__What to produce__
For the data that follows, report how many lines contain the word "React", and nothing else.

__Provided material__

########################################

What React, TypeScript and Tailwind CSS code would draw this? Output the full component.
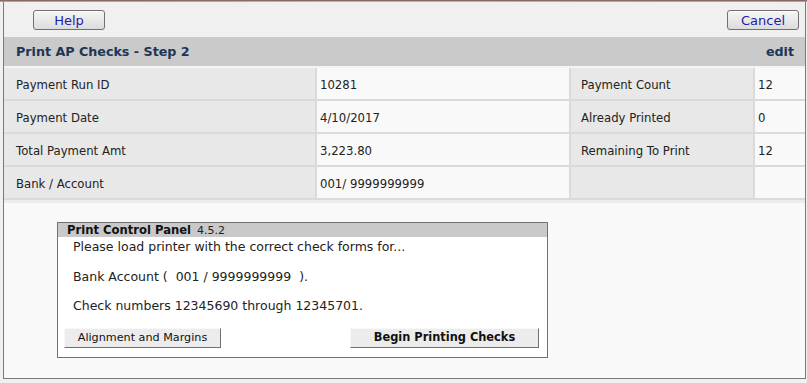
import React from "react";

const rows: [string, string, string, string][] = [
  ["Payment Run ID", "10281", "Payment Count", "12"],
  ["Payment Date", "4/10/2017", "Already Printed", "0"],
  ["Total Payment Amt", "3,223.80", "Remaining To Print", "12"],
  ["Bank / Account", "001/ 9999999999", "", ""],
];

function TopButton({ children }: { children: React.ReactNode }) {
  return (
    <button className="h-[20px] w-[72px] rounded-[3px] border border-[#707070] bg-gradient-to-b from-[#f6f6f6] to-[#dcdcdc] text-[13px] leading-none text-[#1c1ca8] font-['DejaVu_Sans',sans-serif] shadow-[inset_0_1px_0_#ffffff]">
      {children}
    </button>
  );
}

export default function App() {
  return (
    <div className="w-[807px] h-[383px] bg-[#f0f0f0] font-['DejaVu_Sans',sans-serif] text-[#222] overflow-hidden">
      <div className="h-[2px] bg-gradient-to-r from-[#b89a9a] via-[#c9aeae] to-[#b89a9a] border-t border-[#8a6868]" />
      <div className="ml-[3px] w-[803px] h-[377px] border-l border-r border-b border-[#7a7a7a] bg-[#f9f9f9] flex flex-col">
        <div className="h-[35px] bg-[#f0f0f0] flex items-start justify-between pl-[29px] pr-[6px] pt-[8px]">
          <TopButton>Help</TopButton>
          <TopButton>Cancel</TopButton>
        </div>
        <div className="h-[29px] bg-[#c9cac9] flex items-center justify-between pl-[12px] pr-[11px] text-[12.7px] font-bold text-[#1e3556]">
          <span>Print AP Checks - Step 2</span>
          <span>edit</span>
        </div>
        <div className="h-[2px] bg-[#f4f4f4]" />
        <div className="grid grid-cols-[311px_252px_182px_50px] gap-[2px] bg-[#dadada] pb-[2px] text-[11.7px]">
          {rows.map((r, i) => (
            <React.Fragment key={i}>
              <div className="h-[31px] bg-[#e8e8e8] flex items-center pl-[12px] pt-[4px]">{r[0]}</div>
              <div className="h-[31px] bg-[#f9f9f9] flex items-center pl-[3px] pt-[4px]">{r[1]}</div>
              <div className="h-[31px] bg-[#e8e8e8] flex items-center pl-[10px] pt-[4px]">{r[2]}</div>
              <div className="h-[31px] bg-[#f9f9f9] flex items-center pl-[3px] pt-[4px]">{r[3]}</div>
            </React.Fragment>
          ))}
        </div>
        <div className="h-[3px] bg-[#ececec]" />
        <div className="pl-[53px] pt-[19px]">
          <div className="w-[491px] h-[136px] border border-[#707070] bg-white flex flex-col">
            <div className="h-[14px] bg-[#c8c9c8] flex items-end pl-[9px] gap-[6px] leading-none">
              <span className="text-[11.6px] font-bold text-[#111]">Print Control Panel</span>
              <span className="text-[11px] text-[#222] pb-[1px]">4.5.2</span>
            </div>
            <div className="pl-[15px] text-[12.5px] leading-[16px] text-[#222]">
              <div className="pt-[2px]">Please load printer with the correct check forms for...</div>
              <div className="pt-[14px]">Bank Account (&nbsp; 001 / 9999999999 &nbsp;).</div>
              <div className="pt-[13px]">Check numbers 12345690 through 12345701.</div>
            </div>
            <div className="flex justify-between pl-[6px] pr-[8px] pt-[14px]">
              <button className="h-[20px] w-[157px] bg-[#ececec] border border-t-[#f8f8f8] border-l-[#f8f8f8] border-r-[#707070] border-b-[#707070] text-[11.2px] text-[#111]">
                Alignment and Margins
              </button>
              <button className="h-[20px] w-[189px] bg-[#ececec] border border-t-[#f8f8f8] border-l-[#f8f8f8] border-r-[#707070] border-b-[#707070] text-[11.4px] font-bold text-[#111]">
                Begin Printing Checks
              </button>
            </div>
          </div>
        </div>
      </div>
    </div>
  );
}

########################################

__Complete answer__
5